Julia Schauerman is an electroacoustic composer, improviser and community artist. Her work has been presented internationally, including Mexico, Canada and Norway.

Julia’s interests include composing ecologically themed works and exploring the use of electroacoustic techniques within community arts practice. She is currently an artist-in-residence at the Leverhulme Centre for Anthropocene Biodiversity at the University of York, where she is collaborating with LCAB researcher Theo Tomking on a work about sustainable food production. In February 2023, Julia will conduct research for the Music Mind Machine research centre at The University of Sheffield, in collaboration with Sheffcare Ltd, on the use of acousmatic storytelling, a type of electroacoustic composition, as a participatory music making activity for people living with dementia, this has just been awarded a small Knowledge Exchange grant.

Collaboration is central to Julia’s practice; she has been involved in over 30 collaborations within the last 2 years and works closely with digital art group Genetic Moo.

She completed a Composition MA, with distinction, at The University of Sheffield in 2021.

Profile image of Julia Schauerman

Composing Acousmatic Stories: Hybrid strategies for exploring change, crisis and community through collaborative creative practice

Julia is proposing a new and potentially valuable method for creative practice to understand, reflect upon, and communicate major issues in this time of political and environmental challenge.

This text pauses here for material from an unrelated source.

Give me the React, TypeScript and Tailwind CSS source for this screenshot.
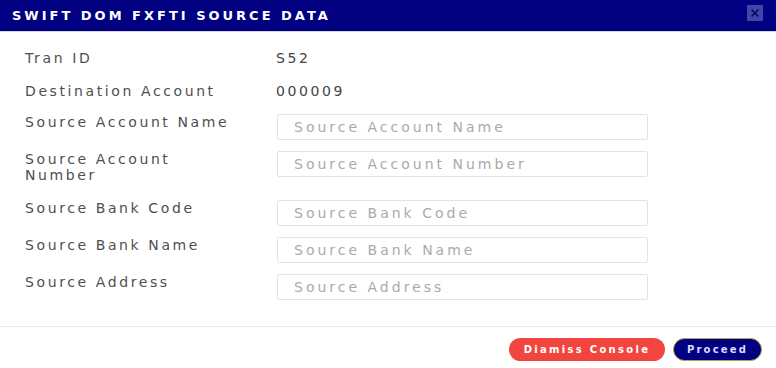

Acousmatic storytelling is a way of telling stories that uses recorded spoken word set within composed sound scenes that evoke specific places and time periods. Composer Panos Amelides introduced it as a new medium for historical representation in 2016.

Julia proposes that the supple nature of the acousmatic story is ideally suited to the profound challenge of telling climate crises stories. Her research will explore the exciting possibilities of this hugely under researched method of creative practice, dramatically expanding the notion of what it is.